Borrowing from friends and family is the norm for many family businesses. But if interest rates are too high, it is difficult for businesses to repay their debt, reducing growth opportunities, and sometimes pushing businesses to insolvency. 

This situation has been a serious problem in many localities, especially where it is difficult to find branches of official credit institutions, or where microfinance institutions have not developed. 

For the time being, the solution would be to diversify lending channels.

Credit growth of the banking system is expected to be lower than in previous years this year. What will this mean for SMEs?

Credit growth in the first nine months of 2018 was 9.64 percent compared to the end of 2017; and it increased by 16.48 percent over the same period in 2017. Furthermore, this increase has almost achieved the Government’s credit growth target of 17 percent for 2018. (The credit growth was 18.17 percent last year)

So while credit growth is expected to be lower, it is still reasonable, given rising inflation and interest rates.

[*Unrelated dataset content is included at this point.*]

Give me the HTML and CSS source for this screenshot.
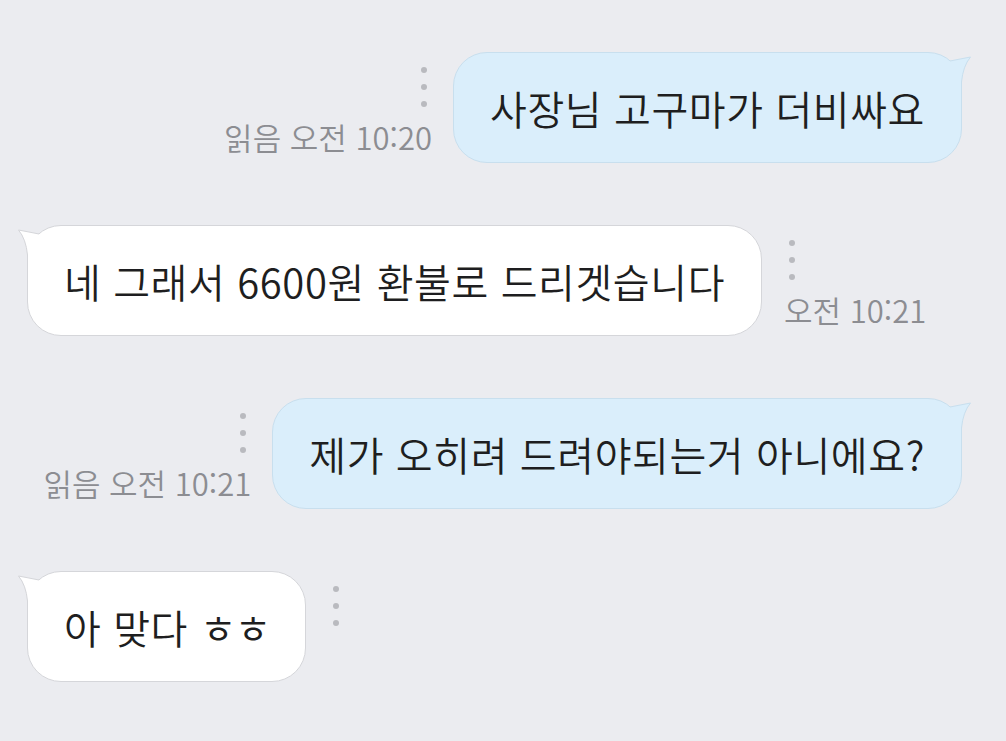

As far as the SMEs are concerned, in order not to obstruct SMEs’ access to credit, the State Bank of Vietnam (SBV) needs to closely control credit for high risk areas such as real estate, securities, transportation projects, and focus capital on industrial or commercial activities, including SMEs.

What are the basic solutions to resolve this ‘capital drought’ faced by SMEs?

Resolving this issue requires inputs from many sides. From the side of credit institutions, to reduce difficulties for SMEs in securing finance, banks need to change their risk appetite and risk management policy.

In business, it is very important to recognize and set a level of tolerable risk. Currently, the income of Vietnamese banks still comes mainly from lending to corporate customers. When businesses still have difficulty accessing credit due to collateral barriers, the recalibration of risk appetite to reflect their difficulties will help businesses borrow more successfully. 

In addition, it is necessary to change the operation of the Credit Guarantee Fund for SMEs to create better conditions for borrowing. Therefore, it is necessary to review the fact that conditions allowing SMEs to be guaranteed by the fund are laxer than those required to acquire loans from the banks.

Only when credit institutions change their risk appetite will they be able to resolve the ‘collateral difficulty’ faced by businesses.

On the other hand, bank staff must get closer to the customers, understand their difficulties and challenges, as well as the developmental potential of enterprises. Once banks have understood and put their trust in a business’s growth, the business will overcome its difficulties and grow. 

And only when this trust is established can unsecured loans increase. In addition, credit institutions should diversify their credit products and enlarge their range of lending practices to match the different capital needs of SMEs. 

On the other side, businesses need to improve themselves by improving their management competence. A key factor in deciding to lend is trust, and this trust is reflected in the management system of a company. 

If trust is not cultivated within a business, it is very difficult to attract capital, including getting loans from banks.

The SBV should pay attention to the development of microfinance institutions to reduce high interest lending.

The SBV also needs to raise the effectiveness of government intervention in credit institutions, enhance inspection and supervision, so that all types of businesses can acquire credit needed for production and commercial purposes.

What are the key issues regarding unsecured loans for SMEs.

Unsecured loans depend on the trust and reputation of the borrower. Therefore, SMEs and family businesses requiring credit must build trust and credibility with the bank. This means transparency of information and transparency of financial activities, which will help banks clearly identify project cash flow.

Businesses must also have a plan to repay both principal and interest on time, which is another factor in building trust and confidence.